It’s business as usual for Raku as he finds himself in numerous unfortunate situations with his classmates.
Things are rarely quiet at Bonyari High. Raku finds himself faced with a variety of interesting situations, from Chitoge’s internal struggles to Onodera’s sweet shop troubles to Tsugumi’s unfortunate problems.
Fans of the classic romantic comedy story will find quite a bit of appeal in Nisekoi’s take on classic tropes.
Nisekoi’s 12th volume is mostly devoid of any actual progression (surprise, surprise) until the very end with Haru Onodera, but that doesn’t stop it from being entertaining as per the usual. Although the series has been treading water for some time now, this volume remains interesting as it is a mixture of unrelated chapters that take advantage of different members of the large cast of characters.

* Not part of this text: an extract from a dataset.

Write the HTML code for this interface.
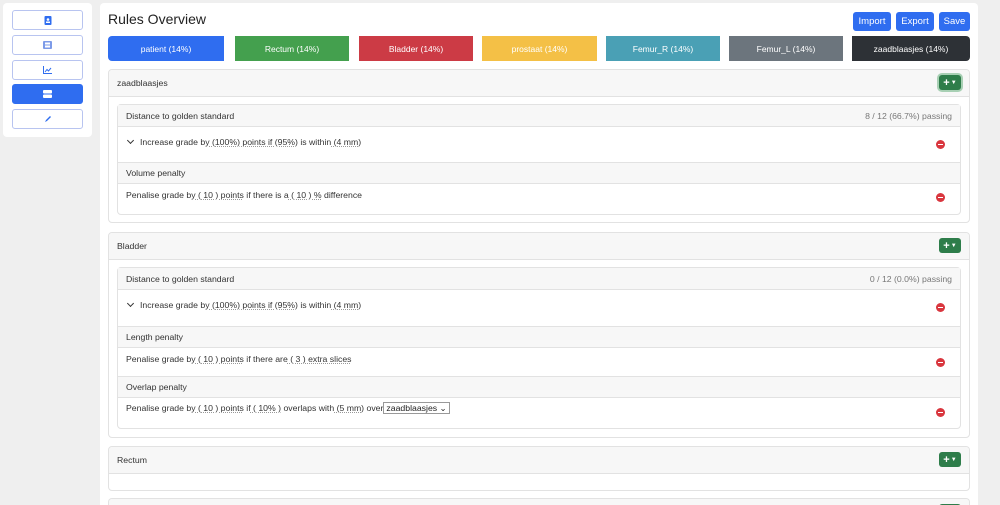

Of the nine chapters in the volume, only five are actually devoted to the primary triad of females. Fortunately, four of the five chapters are quite good, with the weakest by far being “Test”, when Chitoge contemplates potentially confessing to Raku. The entire chapter is more-or-less a highlight of the most frustrating parts of Nisekoi, especially the repeating of overused tropes and whiplash when the narrative cuts off potential romantic progression at the last moment.

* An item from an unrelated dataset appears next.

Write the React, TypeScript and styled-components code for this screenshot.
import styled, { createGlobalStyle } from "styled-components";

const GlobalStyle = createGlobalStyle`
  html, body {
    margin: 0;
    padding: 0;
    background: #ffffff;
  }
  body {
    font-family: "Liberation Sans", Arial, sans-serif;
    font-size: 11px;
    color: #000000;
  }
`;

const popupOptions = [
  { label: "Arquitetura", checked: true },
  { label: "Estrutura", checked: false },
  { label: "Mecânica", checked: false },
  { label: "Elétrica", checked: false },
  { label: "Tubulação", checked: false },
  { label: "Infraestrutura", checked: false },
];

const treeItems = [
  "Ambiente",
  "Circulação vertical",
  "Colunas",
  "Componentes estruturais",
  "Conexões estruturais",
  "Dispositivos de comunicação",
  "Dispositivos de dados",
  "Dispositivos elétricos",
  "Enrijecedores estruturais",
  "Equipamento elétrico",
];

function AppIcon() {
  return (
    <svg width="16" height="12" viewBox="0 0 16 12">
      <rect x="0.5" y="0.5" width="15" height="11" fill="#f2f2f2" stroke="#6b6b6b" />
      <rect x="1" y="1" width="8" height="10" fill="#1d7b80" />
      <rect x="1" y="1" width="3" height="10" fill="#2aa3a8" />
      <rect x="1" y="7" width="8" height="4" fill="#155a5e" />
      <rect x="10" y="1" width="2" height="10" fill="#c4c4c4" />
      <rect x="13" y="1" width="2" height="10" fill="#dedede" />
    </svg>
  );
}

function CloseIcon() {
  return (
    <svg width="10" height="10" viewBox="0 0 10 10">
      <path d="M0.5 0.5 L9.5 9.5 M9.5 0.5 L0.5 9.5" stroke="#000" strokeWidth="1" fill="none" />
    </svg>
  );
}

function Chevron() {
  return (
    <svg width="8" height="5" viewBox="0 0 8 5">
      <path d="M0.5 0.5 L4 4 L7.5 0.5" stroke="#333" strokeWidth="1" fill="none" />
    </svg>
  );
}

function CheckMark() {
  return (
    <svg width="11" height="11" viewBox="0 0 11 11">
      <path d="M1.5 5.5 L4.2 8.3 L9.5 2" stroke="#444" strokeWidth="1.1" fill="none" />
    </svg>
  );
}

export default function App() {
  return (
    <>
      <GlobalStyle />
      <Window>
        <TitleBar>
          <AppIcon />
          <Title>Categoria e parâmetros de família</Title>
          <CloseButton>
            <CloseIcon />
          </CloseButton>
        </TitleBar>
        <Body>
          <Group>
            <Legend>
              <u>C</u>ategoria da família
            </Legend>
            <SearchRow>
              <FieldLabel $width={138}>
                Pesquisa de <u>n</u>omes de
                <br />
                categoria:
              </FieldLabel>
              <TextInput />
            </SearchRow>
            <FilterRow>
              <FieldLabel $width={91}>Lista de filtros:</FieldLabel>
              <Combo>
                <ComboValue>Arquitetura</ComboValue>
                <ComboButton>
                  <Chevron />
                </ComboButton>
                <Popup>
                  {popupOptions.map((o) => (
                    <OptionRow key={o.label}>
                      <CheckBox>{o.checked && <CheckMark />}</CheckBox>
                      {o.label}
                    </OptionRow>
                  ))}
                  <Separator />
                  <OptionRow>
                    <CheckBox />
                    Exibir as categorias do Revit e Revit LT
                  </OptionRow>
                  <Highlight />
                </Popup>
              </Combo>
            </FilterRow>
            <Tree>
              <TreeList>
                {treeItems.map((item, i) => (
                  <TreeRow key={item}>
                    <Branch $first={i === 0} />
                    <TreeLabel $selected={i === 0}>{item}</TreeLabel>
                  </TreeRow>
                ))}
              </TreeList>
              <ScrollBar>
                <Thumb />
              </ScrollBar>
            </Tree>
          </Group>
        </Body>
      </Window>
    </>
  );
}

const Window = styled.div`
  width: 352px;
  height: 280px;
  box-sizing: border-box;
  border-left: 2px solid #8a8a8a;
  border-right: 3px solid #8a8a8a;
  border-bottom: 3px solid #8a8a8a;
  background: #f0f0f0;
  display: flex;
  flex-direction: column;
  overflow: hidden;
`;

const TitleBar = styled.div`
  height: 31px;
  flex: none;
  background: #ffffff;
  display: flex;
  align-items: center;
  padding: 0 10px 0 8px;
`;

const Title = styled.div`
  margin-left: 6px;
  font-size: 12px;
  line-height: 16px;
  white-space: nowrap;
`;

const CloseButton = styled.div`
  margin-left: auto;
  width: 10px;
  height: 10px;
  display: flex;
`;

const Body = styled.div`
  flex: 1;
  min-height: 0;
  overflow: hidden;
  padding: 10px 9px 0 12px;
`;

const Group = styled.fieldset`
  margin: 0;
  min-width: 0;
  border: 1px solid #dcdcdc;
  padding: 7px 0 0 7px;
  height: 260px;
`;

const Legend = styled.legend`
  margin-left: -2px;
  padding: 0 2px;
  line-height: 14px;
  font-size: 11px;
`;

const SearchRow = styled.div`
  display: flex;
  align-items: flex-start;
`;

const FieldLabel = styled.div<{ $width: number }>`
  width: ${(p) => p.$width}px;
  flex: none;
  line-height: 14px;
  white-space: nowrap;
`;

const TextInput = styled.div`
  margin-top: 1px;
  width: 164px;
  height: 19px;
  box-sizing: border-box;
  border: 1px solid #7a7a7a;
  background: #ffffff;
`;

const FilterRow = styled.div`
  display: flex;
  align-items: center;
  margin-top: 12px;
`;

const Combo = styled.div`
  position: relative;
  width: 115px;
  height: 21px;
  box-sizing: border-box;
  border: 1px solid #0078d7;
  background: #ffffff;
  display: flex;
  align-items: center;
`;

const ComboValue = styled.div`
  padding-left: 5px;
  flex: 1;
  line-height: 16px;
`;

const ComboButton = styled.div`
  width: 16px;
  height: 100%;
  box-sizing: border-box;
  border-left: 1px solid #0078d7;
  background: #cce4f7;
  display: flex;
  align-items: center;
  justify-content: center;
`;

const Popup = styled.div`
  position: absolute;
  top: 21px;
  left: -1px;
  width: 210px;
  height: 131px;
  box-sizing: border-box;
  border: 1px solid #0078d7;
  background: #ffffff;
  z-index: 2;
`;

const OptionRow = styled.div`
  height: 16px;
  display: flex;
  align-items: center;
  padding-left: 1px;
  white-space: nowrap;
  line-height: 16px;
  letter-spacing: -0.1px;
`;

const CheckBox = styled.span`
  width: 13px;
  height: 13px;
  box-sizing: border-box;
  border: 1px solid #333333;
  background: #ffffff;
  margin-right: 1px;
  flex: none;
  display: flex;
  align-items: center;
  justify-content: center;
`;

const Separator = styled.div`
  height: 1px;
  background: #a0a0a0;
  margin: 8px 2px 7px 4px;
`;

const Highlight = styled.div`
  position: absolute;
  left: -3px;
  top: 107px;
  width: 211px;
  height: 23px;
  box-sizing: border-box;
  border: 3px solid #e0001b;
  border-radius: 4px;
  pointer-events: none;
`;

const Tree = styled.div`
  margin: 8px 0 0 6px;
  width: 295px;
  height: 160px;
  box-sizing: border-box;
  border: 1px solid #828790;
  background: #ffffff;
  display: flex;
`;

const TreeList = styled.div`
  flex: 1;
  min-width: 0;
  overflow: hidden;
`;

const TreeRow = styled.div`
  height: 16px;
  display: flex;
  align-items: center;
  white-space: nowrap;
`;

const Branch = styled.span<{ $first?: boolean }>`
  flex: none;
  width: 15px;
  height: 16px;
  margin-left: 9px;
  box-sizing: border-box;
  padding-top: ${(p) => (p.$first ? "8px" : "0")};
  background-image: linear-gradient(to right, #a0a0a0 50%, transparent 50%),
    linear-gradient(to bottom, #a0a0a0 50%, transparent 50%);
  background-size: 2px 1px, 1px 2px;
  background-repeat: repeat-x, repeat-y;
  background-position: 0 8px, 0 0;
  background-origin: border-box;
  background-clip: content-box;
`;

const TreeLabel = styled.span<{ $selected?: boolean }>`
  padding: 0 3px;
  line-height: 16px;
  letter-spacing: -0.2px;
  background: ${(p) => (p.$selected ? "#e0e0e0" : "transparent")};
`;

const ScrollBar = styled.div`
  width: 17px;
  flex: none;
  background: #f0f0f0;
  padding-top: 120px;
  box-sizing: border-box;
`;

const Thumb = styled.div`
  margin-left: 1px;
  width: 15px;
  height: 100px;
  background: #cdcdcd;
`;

Outside of the bad egg, all of the eight remaining chapters in this volume have their own merits and comedic moments. Chitoge’s other chapter in the story, “Search”, is a sweet story about her losing her classic hair ribbon and mostly makes up for the abysmal moments from her earlier spotlight chapter. My favorite portion of the volume was definitely Marika’s “Raku Dearest”, as Raku is forced to take care of her pet parrot which she has trained to say lewd things about her and Raku’s relationship. That being said, Onodera actually has two strong chapters, one when a competing sweet shop opens up and one when she wishes Raku would go out with her during the Japanese Tanabata festival. Both are amusing and the second serves as an excellent character spotlight, even though it doesn’t really add much to her character outside of what we already know.

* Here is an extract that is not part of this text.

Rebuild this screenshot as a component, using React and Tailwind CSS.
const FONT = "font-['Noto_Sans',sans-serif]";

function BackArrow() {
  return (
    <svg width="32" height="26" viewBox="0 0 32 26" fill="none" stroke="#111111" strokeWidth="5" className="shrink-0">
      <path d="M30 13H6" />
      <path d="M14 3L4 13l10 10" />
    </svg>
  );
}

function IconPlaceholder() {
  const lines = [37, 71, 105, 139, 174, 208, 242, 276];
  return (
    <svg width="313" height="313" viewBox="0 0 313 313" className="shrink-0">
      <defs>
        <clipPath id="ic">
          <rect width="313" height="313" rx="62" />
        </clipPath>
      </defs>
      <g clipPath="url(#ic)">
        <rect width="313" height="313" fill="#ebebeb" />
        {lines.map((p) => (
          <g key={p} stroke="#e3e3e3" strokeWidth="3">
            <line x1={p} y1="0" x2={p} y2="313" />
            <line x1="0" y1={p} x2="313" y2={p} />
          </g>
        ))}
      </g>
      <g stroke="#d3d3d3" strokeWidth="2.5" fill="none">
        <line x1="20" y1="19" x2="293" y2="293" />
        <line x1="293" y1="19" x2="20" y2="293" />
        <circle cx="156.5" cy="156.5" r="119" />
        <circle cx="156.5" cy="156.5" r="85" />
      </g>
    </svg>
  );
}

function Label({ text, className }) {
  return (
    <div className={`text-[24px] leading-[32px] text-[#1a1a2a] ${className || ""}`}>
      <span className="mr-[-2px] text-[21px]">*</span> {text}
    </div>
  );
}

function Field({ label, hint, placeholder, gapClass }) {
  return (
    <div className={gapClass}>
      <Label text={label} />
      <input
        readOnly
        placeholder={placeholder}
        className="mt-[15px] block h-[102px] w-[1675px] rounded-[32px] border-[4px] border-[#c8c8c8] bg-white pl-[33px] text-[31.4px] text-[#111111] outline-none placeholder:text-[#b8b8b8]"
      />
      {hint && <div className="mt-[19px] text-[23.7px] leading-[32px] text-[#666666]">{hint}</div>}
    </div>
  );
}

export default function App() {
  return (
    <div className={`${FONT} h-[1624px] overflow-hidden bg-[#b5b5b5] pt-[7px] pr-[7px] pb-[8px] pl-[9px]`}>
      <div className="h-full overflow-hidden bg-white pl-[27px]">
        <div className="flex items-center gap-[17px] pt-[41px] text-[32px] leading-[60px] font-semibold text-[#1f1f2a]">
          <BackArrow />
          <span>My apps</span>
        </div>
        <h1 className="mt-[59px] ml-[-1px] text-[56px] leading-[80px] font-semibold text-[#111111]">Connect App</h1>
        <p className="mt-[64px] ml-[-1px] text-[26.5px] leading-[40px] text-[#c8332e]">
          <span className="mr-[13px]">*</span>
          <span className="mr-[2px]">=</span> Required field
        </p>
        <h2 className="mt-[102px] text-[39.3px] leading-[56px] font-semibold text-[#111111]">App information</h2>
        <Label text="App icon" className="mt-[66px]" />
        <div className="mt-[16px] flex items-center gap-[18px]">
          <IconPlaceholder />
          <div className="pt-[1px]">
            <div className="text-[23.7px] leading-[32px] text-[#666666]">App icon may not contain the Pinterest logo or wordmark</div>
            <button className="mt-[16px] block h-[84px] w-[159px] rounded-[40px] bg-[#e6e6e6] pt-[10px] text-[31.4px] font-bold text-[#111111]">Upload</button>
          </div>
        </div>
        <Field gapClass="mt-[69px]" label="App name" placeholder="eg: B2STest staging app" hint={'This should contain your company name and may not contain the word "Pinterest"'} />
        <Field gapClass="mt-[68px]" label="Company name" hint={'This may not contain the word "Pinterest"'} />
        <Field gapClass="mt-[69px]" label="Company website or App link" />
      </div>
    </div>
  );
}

To put it simply, Nisekoi’s twelfth volume is really just more of the same again, for better or worse: excellent illustrations, amusing comedy, and little progression. Plenty of more minor characters get the spotlight, from Tsugumi’s temporary weakness to Paula’s exposed picky eating. Even Ruri gets a chapter dedicated to herself, which is actually a very quality character progression that steps outside of the norm and explores her motivations for her behavior and her general outlook. The very end does hint at actual plot progression (although it will likely be minor) as Haru might be about to discover Chitoge and Raku’s secret, which makes for a decent cliffhanger.
There isn’t much more to be said this volume. If you like Nisekoi and can get over its minimal plot to enjoy the comedy and characters, then you will likely enjoy this book, so be sure to give it a read. If you are tired of the current trend in the series however, then you will unfortunately just find more of the same.
Nisekoi is an ongoing series in Shueisha’s Weekly Shounen Jump, and began serialization in November 7th, 2011, before receiving two anime adaptations by animation studio Shaft in the Winter 2014 and Spring 2015 seasons. The manga is also currently serialized in Viz Media’s Weekly Shounen Jump imprint, and volume 12 was released on November 13rd with volume 13 planned for January 5th.